We propose a Bernoulli-barycentric rational matrix collocation method for two-dimensional evolutionary partial differential equations (PDEs) with variable coefficients that combines Bernoulli polynomials with barycentric rational interpolations in time and space, respectively. The theoretical accuracy $O\left((2\pi)^{-N}+h_x^{d_x-1}+h_y^{d_y-1}\right)$ of our numerical scheme is proven, where $N$ is the number of basis functions in time, $h_x$ and $h_y$ are the grid sizes in the $x$, $y$-directions, respectively, and $0\leq d_x\leq \frac{b-a}{h_x},~0\leq d_y\leq\frac{d-c}{h_y}$. For the efficient solution of the relevant linear system arising from the discretizations, we introduce a class of dimension expanded preconditioners that take the advantage of structural properties of the coefficient matrices, and we present a theoretical analysis of eigenvalue distributions of the preconditioned matrices. The effectiveness of our proposed method and preconditioners are studied for solving some real-world examples represented by the heat conduction equation, the advection-diffusion equation, the wave equation and telegraph equations.

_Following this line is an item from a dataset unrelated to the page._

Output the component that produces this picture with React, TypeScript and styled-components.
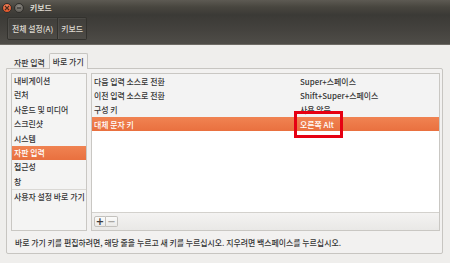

翻译：本文针对二维变系数进化型偏微分方程（PDEs），提出一种结合伯努利多项式与重心有理插值的数值方法：在时间方向上采用伯努利多项式，在空间方向上采用重心有理插值。我们证明了该数值格式的理论精度为$O\left((2\pi)^{-N}+h_x^{d_x-1}+h_y^{d_y-1}\right)$，其中$N$为时间基函数数目，$h_x$和$h_y$分别为$x$和$y$方向的网格尺度，且满足$0\leq d_x\leq \frac{b-a}{h_x}$, $0\leq d_y\leq\frac{d-c}{h_y}$。为高效求解离散化产生的相关线性系统，我们引入一类利用系数矩阵结构特性的维度扩展预处理器，并给出预处理矩阵特征值分布的理论分析。通过热传导方程、对流扩散方程、波动方程及电报方程等实际算例，验证了所提方法与预处理器的有效性。